Ramón Pastrana
LA PUNTILLA
Ositos
Un análisis genético reciente demuestra que las sociedades celtas eran matrilineales, fenómeno contemplado por vez primera en la prehistoria europea y que predice el empoderamiento social y político femenino. Algunas de estas mujeres fueron raptadas en el medievo por un clan tremebundo que asolaba todo lo que tocaba el Atlántico. La poliginia nórdica dejaba a los jóvenes vikingos sin esposas y terrenos emergentes como Islandia nacieron bajo las faldas forzadas de siervas irlandesas.
Celtas y vikingos volvieron a enfrentar sus realidades 12 siglos después de las afrentas feudales. Las representantes galaicas, hijas de Breogán, surgen de un equipo de balonmano de un pequeño concello del Baixo Miño. Nunca han navegado por Europa, pero su periplo cándido coge tintes hegemónicos. Cinco países ya han caído a sus pies. Enfrente, las Dottir, hijas de Odín, herederas de los temibles vikingos. Oriundas de los países donde se inventó el deporte en el que se retan. En el escenario minúsculo del 40x20 no hay salida de emergencia. O muerdes, o eres devorado.
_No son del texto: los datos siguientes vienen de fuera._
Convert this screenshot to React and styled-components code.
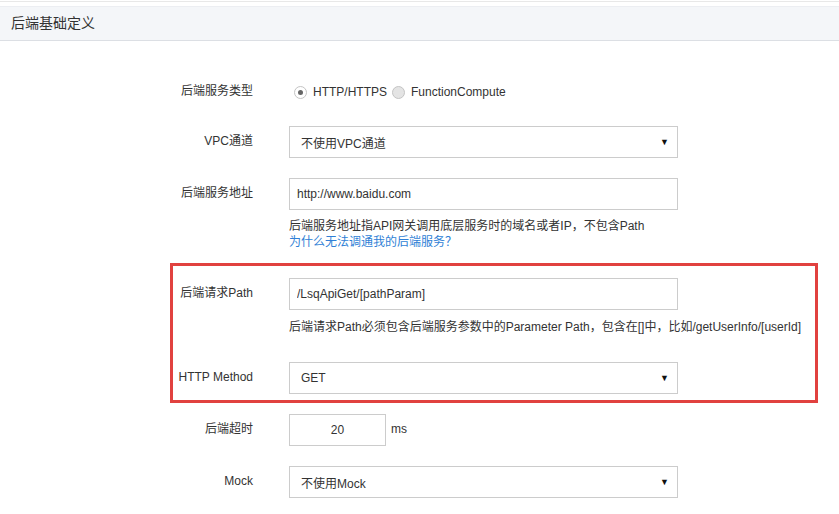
import React from 'react';
import styled, { createGlobalStyle } from 'styled-components';

const GlobalStyle = createGlobalStyle`
    body {
        margin: 0;
        background: #fff;
        font-family: "Liberation Sans", "Noto Sans CJK SC", sans-serif;
        color: #333;
    }
`;

function Select({ value }) {
    return (
        <SelectBox>
            <span>{value}</span>
            <Arrow>▼</Arrow>
        </SelectBox>
    );
}

function App() {
    return (
        <Page>
            <GlobalStyle />
            <Header>后端基础定义</Header>
            <Form>
                <Row $mb={18}>
                    <Label>后端服务类型</Label>
                    <Radios>
                        <RadioItem>
                            <Radio $checked />
                            HTTP/HTTPS
                        </RadioItem>
                        <RadioItem>
                            <Radio />
                            FunctionCompute
                        </RadioItem>
                    </Radios>
                </Row>
                <Row $mb={20}>
                    <Label>VPC通道</Label>
                    <Select value='不使用VPC通道' />
                </Row>
                <Row $mb={13}>
                    <Label>后端服务地址</Label>
                    <Control>
                        <TextInput readOnly value='http://www.baidu.com' />
                        <Help>
                            后端服务地址指API网关调用底层服务时的域名或者IP，不包含Path
                            <br />
                            <HelpLink>为什么无法调通我的后端服务？</HelpLink>
                        </Help>
                    </Control>
                </Row>
                <Highlight>
                    <Row $mb={27}>
                        <Label>后端请求Path</Label>
                        <Control>
                            <TextInput readOnly value='/LsqApiGet/[pathParam]' />
                            <Help $wide>
                                后端请求Path必须包含后端服务参数中的Parameter Path，包含在[]中，比如/getUserInfo/[userId]
                            </Help>
                        </Control>
                    </Row>
                    <Row $mb={0}>
                        <Label>HTTP Method</Label>
                        <Select value='GET' />
                    </Row>
                </Highlight>
                <Row $mb={20}>
                    <Label>后端超时</Label>
                    <Inline>
                        <TextInput $small readOnly value='20' />
                        <Unit>ms</Unit>
                    </Inline>
                </Row>
                <Row $mb={0}>
                    <Label>Mock</Label>
                    <Select value='不使用Mock' />
                </Row>
            </Form>
        </Page>
    );
}

const Page = styled.div`
    margin-top: 1px;
    border-top: 1px solid #e8e8e8;
    height: 512px;
`;

const Header = styled.div`
    margin-top: 4px;
    height: 35px;
    box-sizing: border-box;
    padding-left: 11px;
    background: #f4f6f9;
    border-top: 1px solid #eceef2;
    border-bottom: 1px solid #dcdfe4;
    font-size: 14px;
    line-height: 32px;
    color: #333;
`;

const Form = styled.div`
    padding: 35px 0 0 173px;
`;

const Row = styled.div`
    display: flex;
    align-items: flex-start;
    gap: 36px;
    margin-bottom: ${(p) => p.$mb}px;
`;

const Label = styled.div`
    width: 80px;
    flex: none;
    text-align: right;
    font-size: 12px;
    line-height: 20px;
    padding-top: 5px;
    color: #333;
    white-space: nowrap;
`;

const Control = styled.div`
    display: flex;
    flex-direction: column;
`;

const Radios = styled.div`
    display: flex;
    align-items: center;
    height: 32px;
    padding-left: 5px;
    gap: 5px;
    font-size: 12px;
`;

const RadioItem = styled.label`
    display: flex;
    align-items: center;
    gap: 6px;
    color: #333;
`;

const Radio = styled.span`
    width: 11px;
    height: 11px;
    border-radius: 50%;
    border: 1px solid #c4c4c4;
    background: ${(p) => (p.$checked ? '#fff' : '#e4e4e4')};
    position: relative;
    &::after {
        content: '';
        display: ${(p) => (p.$checked ? 'block' : 'none')};
        position: absolute;
        left: 3px;
        top: 3px;
        width: 5px;
        height: 5px;
        border-radius: 50%;
        background: #666;
    }
`;

const SelectBox = styled.div`
    width: 389px;
    height: 32px;
    box-sizing: border-box;
    border: 1px solid #ccc;
    display: flex;
    align-items: center;
    justify-content: space-between;
    padding: 0 8px 0 11px;
    font-size: 12px;
    color: #333;
`;

const Arrow = styled.span`
    font-size: 9px;
    color: #111;
`;

const TextInput = styled.input`
    width: ${(p) => (p.$small ? '97px' : '389px')};
    height: 32px;
    box-sizing: border-box;
    border: 1px solid #ccc;
    outline: none;
    padding: 0 7px;
    font-family: inherit;
    font-size: 12px;
    color: #333;
    text-align: ${(p) => (p.$small ? 'center' : 'left')};
`;

const Help = styled.div`
    margin-top: ${(p) => (p.$wide ? '9px' : '8px')};
    font-size: 12px;
    line-height: 16px;
    color: #333;
    white-space: nowrap;
`;

const HelpLink = styled.a`
    color: #2f7fd6;
    cursor: pointer;
`;

const Highlight = styled.div`
    margin-left: -3px;
    width: 648px;
    box-sizing: border-box;
    border: 3px solid #e1413f;
    padding: 12px 0 6px;
    margin-bottom: 11px;
`;

const Inline = styled.div`
    display: flex;
    align-items: center;
    gap: 5px;
`;

const Unit = styled.span`
    font-size: 12px;
    color: #333;
    margin-top: -2px;
`;

export default App;
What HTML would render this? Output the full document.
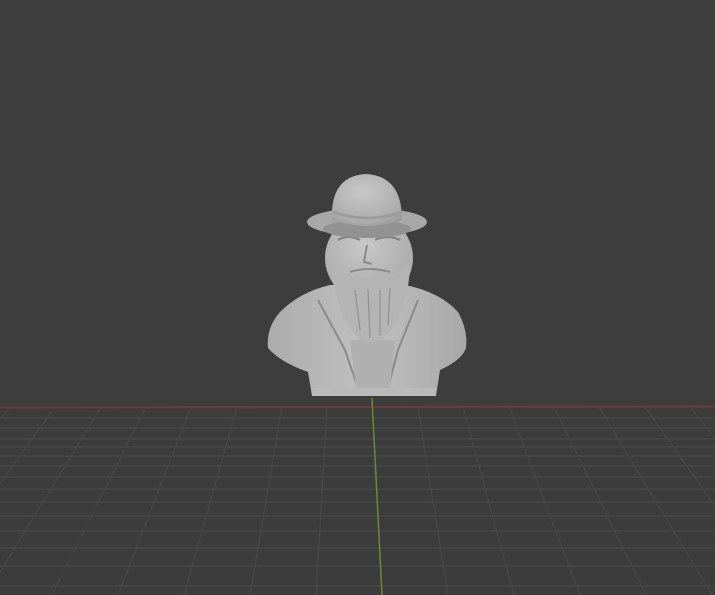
<!DOCTYPE html>
<html><head><style>html,body{margin:0;padding:0;background:#3d3d3d;overflow:hidden}svg{display:block}</style></head>
<body>
<svg width="715" height="595" viewBox="0 0 715 595" xmlns="http://www.w3.org/2000/svg">
<defs>
<radialGradient id="g" cx="0.45" cy="0.35" r="0.8">
<stop offset="0" stop-color="#c8c8c8"/><stop offset="0.7" stop-color="#adadad"/><stop offset="1" stop-color="#939393"/>
</radialGradient>
<linearGradient id="body" x1="0" y1="0" x2="1" y2="0">
<stop offset="0" stop-color="#acacac"/><stop offset="0.5" stop-color="#c0c0c0"/><stop offset="1" stop-color="#a8a8a8"/>
</linearGradient>
</defs>
<rect width="715" height="595" fill="#3d3d3d"/>
<rect y="407" width="715" height="188" fill="#3c3c3c"/>
<g stroke="#484848" stroke-width="1.2" fill="none">
<line x1="0" y1="418" x2="715" y2="418"/>
<line x1="0" y1="428" x2="715" y2="428"/>
<line x1="0" y1="439" x2="715" y2="439"/><line x1="0" y1="447" x2="715" y2="447"/>
<line x1="0" y1="456" x2="715" y2="456"/><line x1="0" y1="466" x2="715" y2="466"/>
<line x1="0" y1="477" x2="715" y2="477"/><line x1="0" y1="489" x2="715" y2="489"/>
<line x1="0" y1="502" x2="715" y2="502"/><line x1="0" y1="516" x2="715" y2="516"/>
<line x1="0" y1="531" x2="715" y2="531"/><line x1="0" y1="548" x2="715" y2="548"/>
<line x1="0" y1="566" x2="715" y2="566"/><line x1="0" y1="586" x2="715" y2="586"/>
<line x1="448" y1="595" x2="418" y2="407"/><line x1="514" y1="595" x2="463" y2="407"/>
<line x1="580" y1="595" x2="509" y2="407"/><line x1="646" y1="595" x2="554" y2="407"/>
<line x1="712" y1="595" x2="599" y2="407"/><line x1="778" y1="595" x2="645" y2="407"/>
<line x1="844" y1="595" x2="690" y2="407"/><line x1="910" y1="595" x2="735" y2="407"/>
<line x1="316" y1="595" x2="327" y2="407"/><line x1="250" y1="595" x2="282" y2="407"/>
<line x1="184" y1="595" x2="237" y2="407"/><line x1="118" y1="595" x2="191" y2="407"/>
<line x1="52" y1="595" x2="146" y2="407"/><line x1="-14" y1="595" x2="101" y2="407"/>
<line x1="-80" y1="595" x2="55" y2="407"/><line x1="-146" y1="595" x2="10" y2="407"/>
</g>
<line x1="0" y1="407.5" x2="715" y2="406.5" stroke="#6a3c42" stroke-width="2"/>
<line x1="372" y1="398" x2="382" y2="595" stroke="#6e8a2a" stroke-width="1.5"/>
<path d="M280 312 Q300 292 330 285 L405 285 Q440 292 458 312 Q468 330 466 348 Q462 360 440 370 L436 396 L312 396 L308 372 Q280 362 268 348 Q266 328 280 312 Z" fill="url(#body)"/>
<path d="M312 396 L436 396 L436 388 L312 388 Z" fill="#bababa"/>
<path d="M318 300 L345 350 L358 388" stroke="#8a8a8a" stroke-width="2" fill="none"/>
<path d="M418 300 L398 350 L388 388" stroke="#8a8a8a" stroke-width="2" fill="none"/>
<path d="M350 340 L395 340 L390 388 L356 388 Z" fill="#b0b0b0"/>
<ellipse cx="369" cy="258" rx="44" ry="44" fill="url(#g)"/>
<path d="M330 265 Q335 300 348 325 Q360 345 372 342 Q388 340 398 318 Q410 292 410 262 Q395 278 370 278 Q345 278 330 265 Z" fill="#b4b4b4"/>
<path d="M355 290 L360 330 M368 290 L370 338 M380 290 L380 335 M390 288 L388 325" stroke="#8f8f8f" stroke-width="1.2"/>
<path d="M338 240 Q348 234 360 240 M375 240 Q388 234 400 240" stroke="#7f7f7f" stroke-width="2" fill="none"/>
<path d="M367 245 L364 262 L372 264" stroke="#8a8a8a" stroke-width="2" fill="none"/>
<path d="M350 272 Q368 266 390 272" stroke="#8a8a8a" stroke-width="2" fill="none"/>
<ellipse cx="367" cy="222" rx="60" ry="14" fill="#a8a8a8"/>
<ellipse cx="367" cy="229" rx="44" ry="9" fill="#929292"/>
<path d="M332 220 Q330 176 366 174 Q402 176 402 220 Q367 232 332 220 Z" fill="url(#g)"/>
<path d="M333 212 Q367 224 402 212" stroke="#9c9c9c" stroke-width="3" fill="none"/>
</svg>
</body></html>
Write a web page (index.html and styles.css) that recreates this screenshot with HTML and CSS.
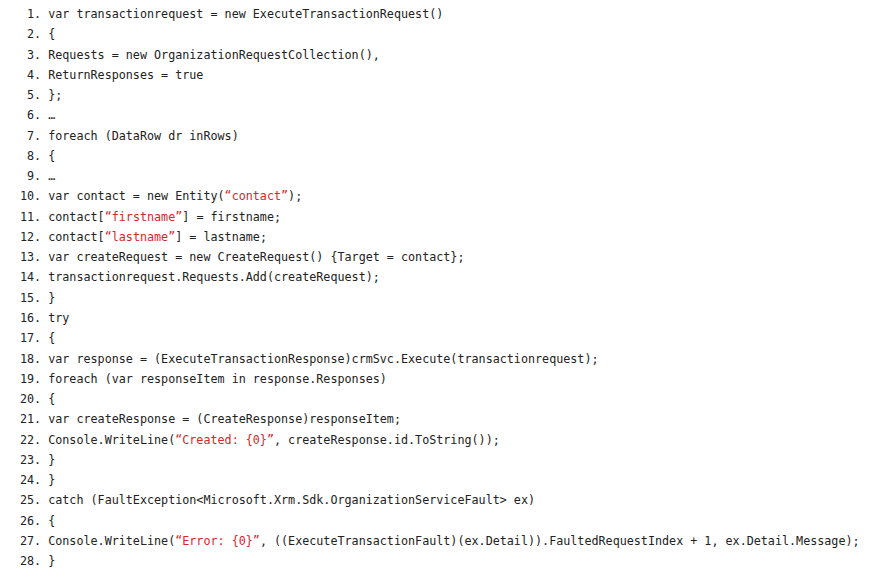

El primer envite es en casa, en un pabellón saturado de camisetas rojas como la ferviente sangre que lo enciende. Las islandesas tiran de galones y su envergadura ahoga el talento. Se van de cinco, pero Porriño vuelve. Una epopeya de Casasola mantiene la inviolabilidad continental de su fortín, donde nadie gana. El desenlace sucede a 3.000 kilómetros. El equipo atraviesa los gélidos mares del Norte abrigado por el calor de su gente, que lo acompaña en la odisea de cruzar el Rubicón. Porriño debe sublimar el balonmano para conseguir una quimera. ‘Alea iacta est’.
Un grupo de mujeres que han perseverado en su sociedad celta y matrilineal, reconocida y enaltecida por el pueblo que las aplaude, para elevar, una vez más, al deporte femenino al lugar del que ya nunca no se bajará
Un arreón inicial hace temblar la magma islandesa. Los tambores vikingos acallan con un grito al cielo de Buforn. Ante la amenaza, el volcán entra en erupción y las nórdicas se van de siete. La distancia nunca ha sido mayor. Quedan diez minutos y un tiempo muerto para una hazaña impensable. Porriño, exhausto, parece no tener fuerzas para volver. Pero quedan la magia y el aliento. El speaker local hace sonar los acordes del ‘Sarà perché ti amo’. Debe tratarse de un error. La centena de aficionados gallegos enloquece: “Pongo la roja, será porque te amo, somos Porriño, jugando al balonmano”. Las instrucciones de Isma no se oyen en medio del griterío. Da igual. La mecha está prendida. A la pista no regresan siete. Regresan ciento siete.
Es en ese momento cuando Katia, Carolina, Micaela, Alicia, Iria, Malena, Ayelén, Aitana, Ana, Aroa, Maider, Sarai, Paulina, Maddi, Daniela y Lucía, y tantas otras, asesoradas por el triunvirato de Isma, Gerardo y Sergio, se encaraman para siempre a la mitología tornando divinidades de la única religión que cuenta con idioma universal, la del deporte. En el último parcial, Porriño adquiere la dureza de su granito para destrozar el glaciar islandés. Anota ocho tantos y solo recibe dos. Un gol las separa del trofeo. El mismo que las lleva a la historia.
Puede que la no victoria de Porriño sea una de las mayores coronas que recuerdo. Por el qué, por el cuándo y por el dónde. Pero sobre todo por el quién y por el cómo. Un grupo de mujeres que han perseverado en su sociedad celta y matrilineal, reconocida y enaltecida por el pueblo que las aplaude, para elevar, una vez más, al deporte femenino al lugar del que ya nunca se bajará: la cima del mundo.